Offloading visual analytics computations (such as object detection) from images captured by mobile devices to an edge server can reduce the computation time and the power consumption of the mobile device. Reduced computation time is critical for real-time applications such as navigation and robot control, while reduced power consumption can extend the battery life of the mobile device. Research in this direction has proposed two broad approaches. In one, a mobile device directly compresses images which are then decompressed by the edge server for visual analytics [1, 2, 3]. The second approach is to perform a part of the visual analytics task on the mobile device and compress intermediate features; the server then decompresses these features and completes the remainder of the analytics task [4, 5, 6, 7, 8]. This approach is commonly known as the “split computation.”

In either approach, compression can be performed using conventional, non-learnable compression methods. Such approaches may have practical advantages because they can leverage existing hardware and software for compression, but the impact of compression on the analytics task performance cannot be controlled directly. Using a learnable compression module allows one to directly optimize the rate-analytics trad-off. Furthermore, the “split-computation” framework with learnable compression has the potential to achieve a better rate-analytics trade-off, because it only needs to generate and compress the features that are useful for the analytics task. The split computation approach can also reduce the computation at the server, which could be important for applications where the server has resource constraints.

In this paper, we propose a “split computation” system with learnable feature compressor and decompressor. To compress the multi-channel features at the split point of the YOLO model, we perform channel reduction to reduce the number of channels and furthermore decorrelate the resulting channels. We use the hyperprior idea of [9] to encode the reduced features by introducing additional hyperprior encoder and decoder. Our system is developed and evaluated for object detection using the YOLOv5 model architecture [10]. However, the general methodology is applicable for other visual analytics tasks and other object detection model architectures.

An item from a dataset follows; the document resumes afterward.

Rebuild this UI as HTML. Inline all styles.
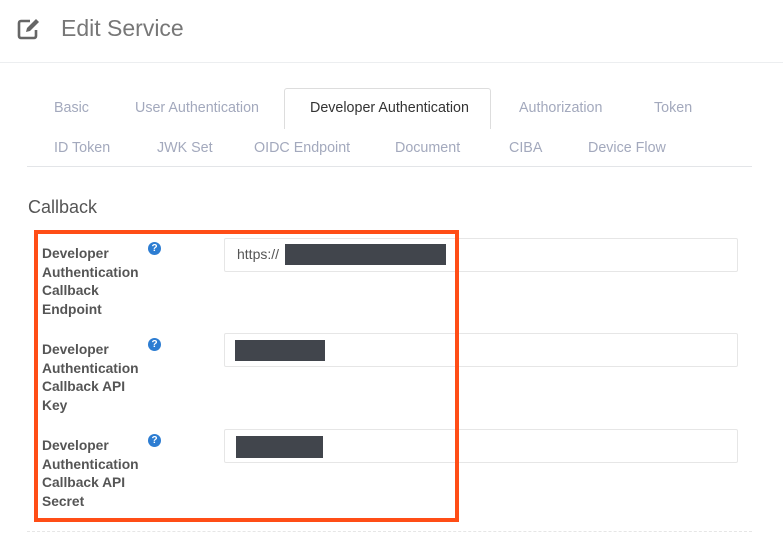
<!DOCTYPE html>
<html><head><meta charset="utf-8"><style>
*{margin:0;padding:0;box-sizing:border-box}
body{width:783px;height:553px;background:#fff;font-family:"Liberation Sans",sans-serif;position:relative;overflow:hidden}
.a{position:absolute;white-space:nowrap}
.tab{position:absolute;font-size:14.3px;color:#a3a9bd;white-space:nowrap}
.lbl{position:absolute;left:42px;font-size:13.8px;font-weight:bold;color:#555;line-height:18.5px}
.help{position:absolute;left:148px;width:13px;height:13px;border-radius:50%;background:#2d7dd2;color:#fff;font-size:10px;font-weight:bold;text-align:center;line-height:13px}
.inp{position:absolute;left:224px;width:514px;height:34px;border:1px solid #e6e6e6;border-radius:2px}
.red{position:absolute;background:#41454c}
</style></head><body>
<svg class="a" style="left:16px;top:17px" width="26" height="24" viewBox="0 0 26 24"><path d="M14 4H5a2 2 0 0 0-2 2v13a2 2 0 0 0 2 2h13a2 2 0 0 0 2-2v-6" fill="none" stroke="#666" stroke-width="2.6"/><path d="M10 15l1-4 9-9 3 3-9 9z" fill="#666"/></svg>
<div class="a" style="left:61px;top:15px;font-size:23px;color:#777">Edit Service</div>
<div class="a" style="left:0;top:62px;width:783px;height:1px;background:#eceef0"></div>
<div class="a" style="left:284px;top:88px;width:207px;height:41px;border:1px solid #ddd;border-bottom:none;border-radius:3px 3px 0 0;background:#fff"></div>
<div class="tab" style="left:54px;top:100px">Basic</div>
<div class="tab" style="left:135px;top:100px">User Authentication</div>
<div class="tab" style="left:310px;top:100px;color:#333">Developer Authentication</div>
<div class="tab" style="left:519px;top:100px">Authorization</div>
<div class="tab" style="left:654px;top:100px">Token</div>
<div class="tab" style="left:54px;top:140px">ID Token</div>
<div class="tab" style="left:157px;top:140px">JWK Set</div>
<div class="tab" style="left:254px;top:140px">OIDC Endpoint</div>
<div class="tab" style="left:395px;top:140px">Document</div>
<div class="tab" style="left:509px;top:140px">CIBA</div>
<div class="tab" style="left:588px;top:140px">Device Flow</div>
<div class="a" style="left:27px;top:166px;width:725px;height:1px;background:#e3e5e8"></div>
<div class="a" style="left:28px;top:197px;font-size:18px;color:#555">Callback</div>
<div class="inp" style="top:238px"></div>
<div class="a" style="left:237px;top:246px;font-size:14px;color:#555">https://</div>
<div class="red" style="left:285px;top:244px;width:161px;height:21px"></div>
<div class="inp" style="top:333px"></div>
<div class="red" style="left:235px;top:340px;width:90px;height:21px"></div>
<div class="inp" style="top:429px"></div>
<div class="red" style="left:236px;top:436px;width:87px;height:22px"></div>
<div class="lbl" style="top:245px">Developer<br>Authentication<br>Callback<br>Endpoint</div>
<div class="lbl" style="top:341px">Developer<br>Authentication<br>Callback API<br>Key</div>
<div class="lbl" style="top:437px">Developer<br>Authentication<br>Callback API<br>Secret</div>
<div class="help" style="left:148px;top:242px">?</div>
<div class="help" style="left:148px;top:338px">?</div>
<div class="help" style="left:148px;top:434px">?</div>
<div class="a" style="left:34px;top:230px;width:425px;height:292px;border:4px solid #ff4d16"></div>
<div class="a" style="left:27px;top:531px;width:725px;border-top:1px dashed #e6e6e6"></div>
</body></html>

We evaluate the performance of the proposed system for a common object detection task: detecting 80 object classes in the COCO dataset (testing set). Compared to applying a state-of-the-art image compression method (BPG) [11] or the learned image compression model optimized for image reconstruction [9], followed by the pretrained YOLOv5 model on the decompressed images, the proposed method was able to achieve higher detection accuracy over a large rate range. Compared to jointly refining the learned image compression [9] and the YOLOv5 detection models, the proposed method was able to achieve better performance at the low to medium rate regime. We further show that when only a limited set of objects (e.g. people, vehicle, traffic lights, etc.) are relevant for a specific application (e.g. traffic monitoring), the proposed approach provides substantial gain over the entire rate range, because the relevant features can be captured by a very small number of channels. In addition to the rate-detection trade-off, the computation complexity at the mobile device is a critical factor for mobile applications. We demonstrate that our model has significantly lower computation runtime per image than the baselines, both at the mobile side, as well as the total computation time.

2 . Related Works

2.1 Analytics-aware Image Compression

One approach to computation offloading is to compress the captured image at the mobile device and send the compressed bitstream for analysis at the edge server. But lossy compression of an image will invariably result in artifacts that degrades analytics performance. There have been multiple works which proposed methods to alleviate this loss in performance.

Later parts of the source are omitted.